I am also happy to say that as Champion I see a great deal of interest and support from our male colleagues, whether they be in private practice, at universities or within the regulator community. The desire to make change is real and the Champions community can help their colleagues really see what isn’t obvious to them and where there are challenges and barriers. In this way we can partner and engage male engineers to help solve the problem (that’s what engineers do) so they are able to be part of the solution and feel good about it.
What do you think it will take to achieve 30 by 30 nationwide?

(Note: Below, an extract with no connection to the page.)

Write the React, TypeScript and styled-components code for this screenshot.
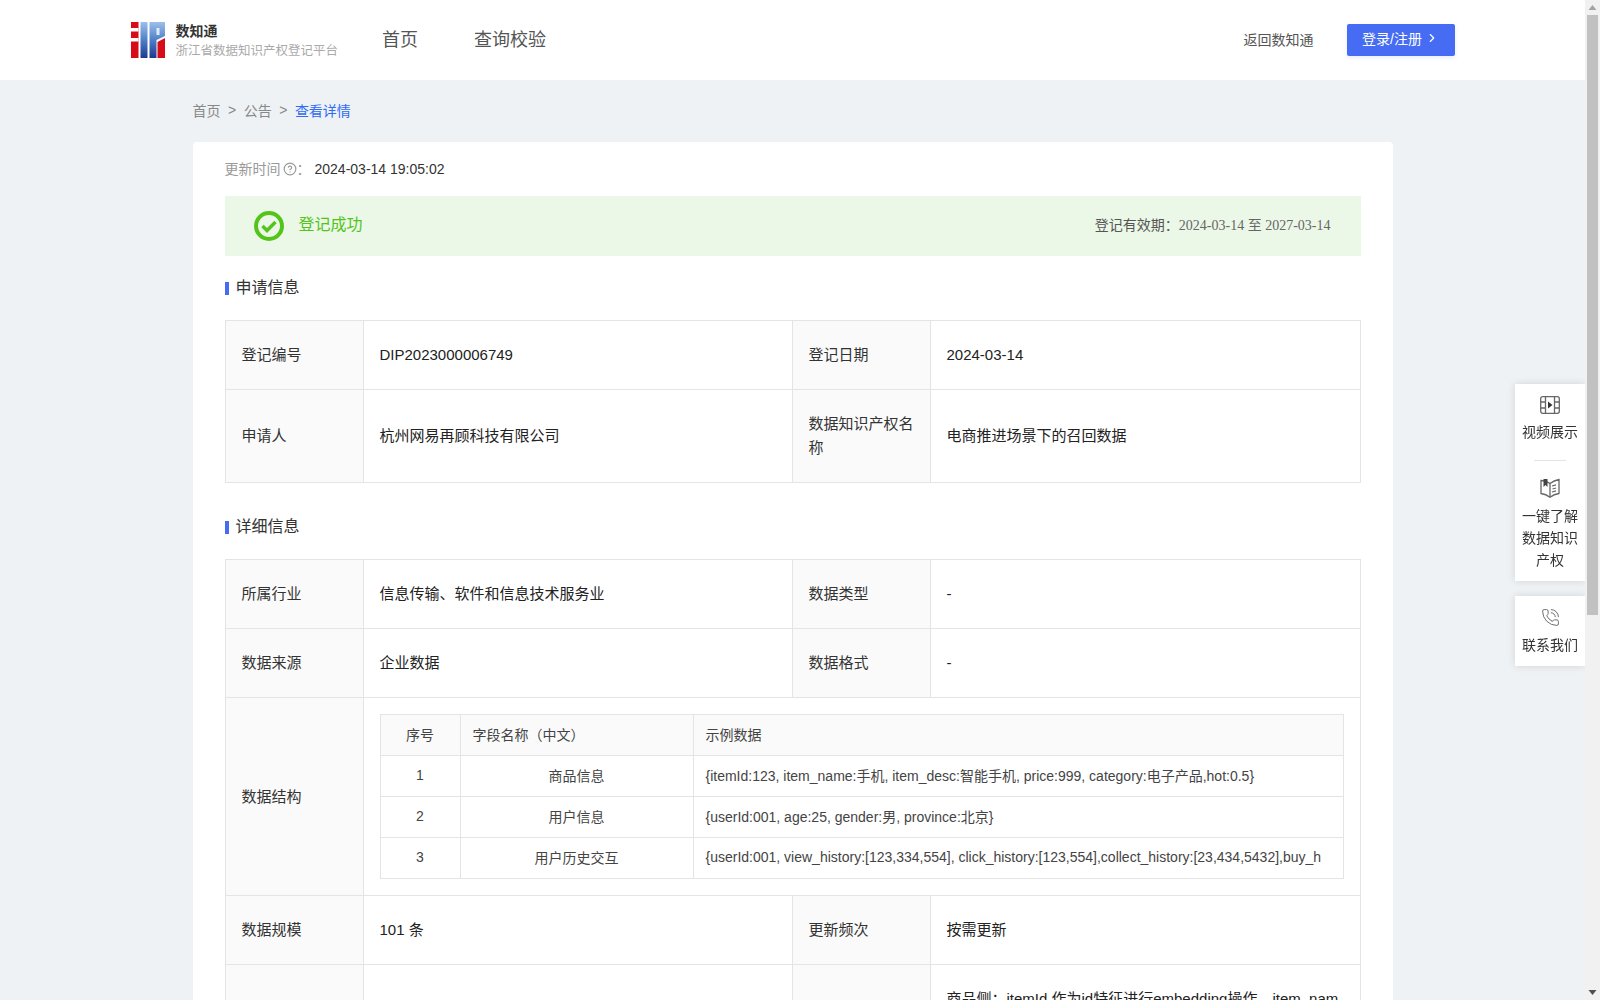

DM: We need to be focusing on engagement of women and men across all ages and stages of their careers and across the continuum of education, development, career preparation, and career progression. It means supporting educators in the way that engineering concepts are taught in the K-12 system. It means making sure guidance counsellors understand what an engineering career encompasses. It means ensuring that requirements for enrolment in post-secondary programs are designed to include everyone interested in an engineering education. In the recruitment phase of the continuum, there needs to be a clear strategy, including roles for K-12 partners, university recruiters, and the regulators. Those roles need to work in concert to ensure the greatest level of involvement across the province. It can be too easy for some groups of students to have 5 or 10 interactions and opportunities to learn about engineering, while many more never have the privilege of seeing what’s possible.
MAH: There is definitely an increase in the number of women pursuing engineering. Thirty years ago, in Saskatchewan, it was possible for women engineers to actually know most other women engineers in the Province. That’s no longer the case. So, the profession can attract women, but to significantly increase the number of girls interested in engineering, engineering will need to go to where the girls are. The girls that like math and sciences also have other interests, including activities like music lessons, dance class, and gymnastics. Ask around and you will be surprised how many professional women are involved with the performing arts.